4. Based upon the preponderance of the evidence in view of the entire record, the undersigned concludes that on 19 January 2013 there was no introduction of unusual conditions likely to result in unexpected consequences into [employee's] duties, or the manner in which his duties were being performed. Accordingly, on 19 January 2013, [employee] did not sustain an injury by accident arising out of or in the course of his employment with defendant-employer. (Citations omitted.)

In addition to finding of fact number twenty-five, unchallenged findings two, three, four, five, six, fifteen, sixteen, seventeen, and twenty-seven support the Commission's conclusion that "there was no introduction of unusual conditions likely to result in unexpected consequences into [employee's] duties, or the manner in which his duties were being performed." These findings tend to show it is common for driver's representatives to have to lean over pallets and maneuver on top of pallets in order to complete deliveries when the pallets cannot be moved.

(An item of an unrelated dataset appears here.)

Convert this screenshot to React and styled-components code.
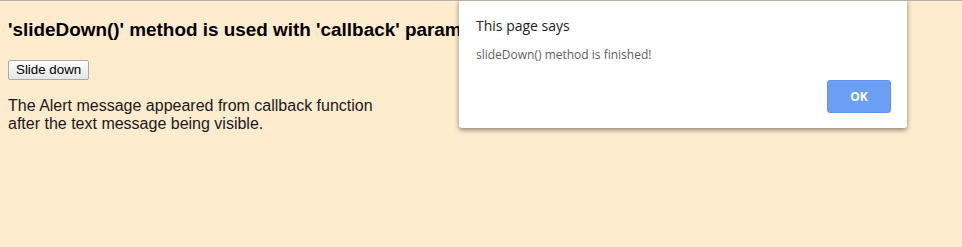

Employee also contends the Commission ignored evidence that he was on restricted duty on 19 January 2013 following his return to work from knee surgery. Yet, the Full Commission found as follows in finding of fact number seven:

7. [Employee] usually worked alone. On 19 January 2013, however, he was assisted by his friend Glenn Cooper, who was also a temporary helper, because it was [employee's] first day back to work after recovering from a non-work related right knee injury.

It is evident from this finding number seven that the Commission considered employee's work restrictions.

As the Commission noted in finding of fact number twenty-six, it assigned less weight to employee's testimony as opposed to the testimony of other witnesses. It is not this Court's role to reweigh the evidence. See Bishop v. Ingles Markets, Inc.,--- N.C.App. ----, ----, 756 S.E.2d 115, 118 (2014). Where competent evidence supports the Commission's findings and the findings support the Commission's conclusions, we affirm the opinion and award of the Commission.

As a separate issue on appeal, employee also argues that the Commission erred in determining he was not entitled to compensation for loss of wage earning capacity. Yet, having upheld the Commission's determination that employee did not suffer an injury by accident arising out of or in the course of his employment, employee's injury is not compensable and employee is not entitled to relief.

III. Conclusion

For the reasons discussed, we hold the evidence supports the Commission's findings, which in turn support its conclusions. Thus, we affirm the opinion and award of the Full Commission.

AFFIRMED.

Judges CALABRIA and DIETZ concur.

Report per Rule 30(e).

Opinion

Appeal by plaintiff from an opinion and award of the North Carolina Industrial Commission entered 9 June 2014. Heard in the Court of Appels 17 February 2015.